The researchers have been testing their system at EDEN-ISS, but the greenhouse has been running too smoothly to know how well the monitoring system works. “We’ve been watching a lot of success happen,” says Robert Ferl, co-director of the Space Plants Lab.

Soon, the researchers plan to introduce intentional malfunctions and see if the lab’s system can catch them.

In another major step toward automation, the DLR is developing robotic arms to be mounted on a rail suspended from the greenhouse roof. These dexterous machines, powered by AI, would photograph the plants from various angles, prune dead leaves and shoots, and even harvest produce, which Schubert estimates are the most time-consuming activities after repairs.

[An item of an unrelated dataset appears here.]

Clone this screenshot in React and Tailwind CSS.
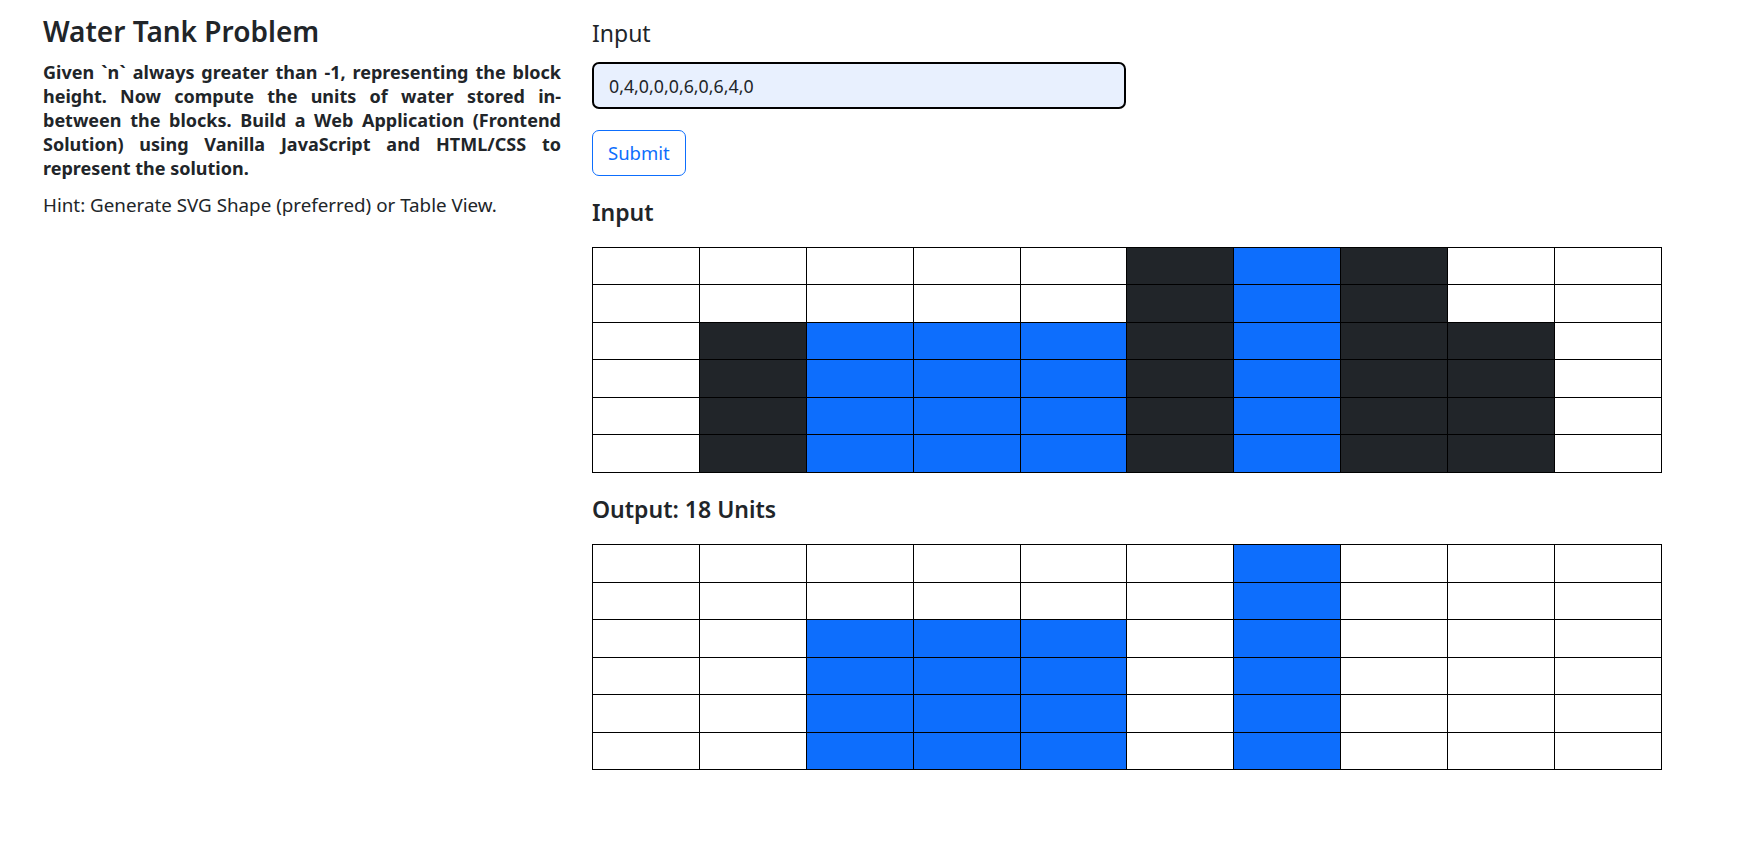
const heights = [0, 4, 0, 0, 0, 6, 0, 6, 4, 0];
const ROWS = 6;

function computeWater(h) {
  const n = h.length;
  const left = [];
  const right = [];
  let m = 0;
  for (let i = 0; i < n; i++) {
    m = Math.max(m, h[i]);
    left[i] = m;
  }
  m = 0;
  for (let i = n - 1; i >= 0; i--) {
    m = Math.max(m, h[i]);
    right[i] = m;
  }
  return h.map((v, i) => Math.min(left[i], right[i]) - v);
}

const water = computeWater(heights);
const total = water.reduce((a, b) => a + b, 0);

function Grid({ showBlocks }) {
  const rows = [];
  for (let r = 0; r < ROWS; r++) {
    const level = ROWS - r; // level counted from bottom
    rows.push(
      <tr key={r}>
        {heights.map((h, c) => {
          let color = 'bg-white';
          if (showBlocks && level <= h) color = 'bg-[#212529]';
          else if (level > h && level <= h + water[c]) color = 'bg-[#0d6efd]';
          return <td key={c} className={`h-[37.5px] border border-black p-0 ${color}`} />;
        })}
      </tr>
    );
  }
  return (
    <table className="w-[1070px] table-fixed border-collapse">
      <tbody>{rows}</tbody>
    </table>
  );
}

export default function App() {
  return (
    <div className="min-h-screen bg-white text-[#212529] font-['Noto_Sans',sans-serif] flex pl-[43px] pt-[15px]">
      <div className="w-[518px]">
        <h3 className="text-[28px] font-semibold leading-[1.2] mb-[11px]">Water Tank Problem</h3>
        <p className="text-[18px] font-bold leading-[24px] text-justify mb-[13px]">
          <span className="block [text-align-last:justify]">Given `n` always greater than -1, representing the block</span>
          <span className="block [text-align-last:justify]">height. Now compute the units of water stored in-</span>
          <span className="block [text-align-last:justify]">between the blocks. Build a Web Application (Frontend</span>
          <span className="block [text-align-last:justify]">Solution) using Vanilla JavaScript and HTML/CSS to</span>
          <span className="block">represent the solution.</span>
        </p>
        <p className="text-[18.8px] leading-[24px]">Hint: Generate SVG Shape (preferred) or Table View.</p>
      </div>

      <div className="ml-[31px] w-[1070px] pt-[3px]">
        <label className="block text-[23px] leading-[30px] mb-[14px]">Input</label>
        <input
          type="text"
          defaultValue="0,4,0,0,0,6,0,6,4,0"
          className="block w-[534px] h-[47px] px-[15px] text-[17.8px] bg-[#e8f0fe] border-2 border-black rounded-[7px] outline-none"
        />
        <button className="mt-[21px] h-[46px] px-[15px] text-[18.5px] text-[#0d6efd] border border-[#0d6efd] rounded-[7px] bg-white">
          Submit
        </button>
        <h5 className="mt-[23px] mb-[20px] text-[23px] font-semibold leading-[1.2]">Input</h5>
        <Grid showBlocks={true} />
        <h5 className="mt-[23px] mb-[21px] text-[23px] font-semibold leading-[1.2]">Output: {total} Units</h5>
        <Grid showBlocks={false} />
      </div>
    </div>
  );
}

The end goal is a greenhouse that, if not completely autonomous, could at least be run fully by operators on Earth. Such a facility could touch down on the moon or Mars ahead of astronauts and have a basket of cucumbers and tomatoes ready for their arrival. Astronauts would have the option of gardening, which can bolster mental health, but the crops should be able to thrive on their own when astronauts have more pressing tasks.

The DLR’s roadmap aims to have their next-generation facility ready to fly by 2030. “I still need to send [Elon] Musk an email and ask if we can design his greenhouse,” Schubert said.

And developing the ability to farm in space isn’t purely about going to Mars. A two-way street has always connected space agriculture with industrial agriculture. As climate change makes many areas of the globe less suitable for farming, the technology to split food production from weather and natural resources will likely become more essential.

“My dream would be that we all live in ecological biospheres on our own,” Schubert says. “We would be completely independent from the planet Earth, and we would leave Earth to its own so it can recover.”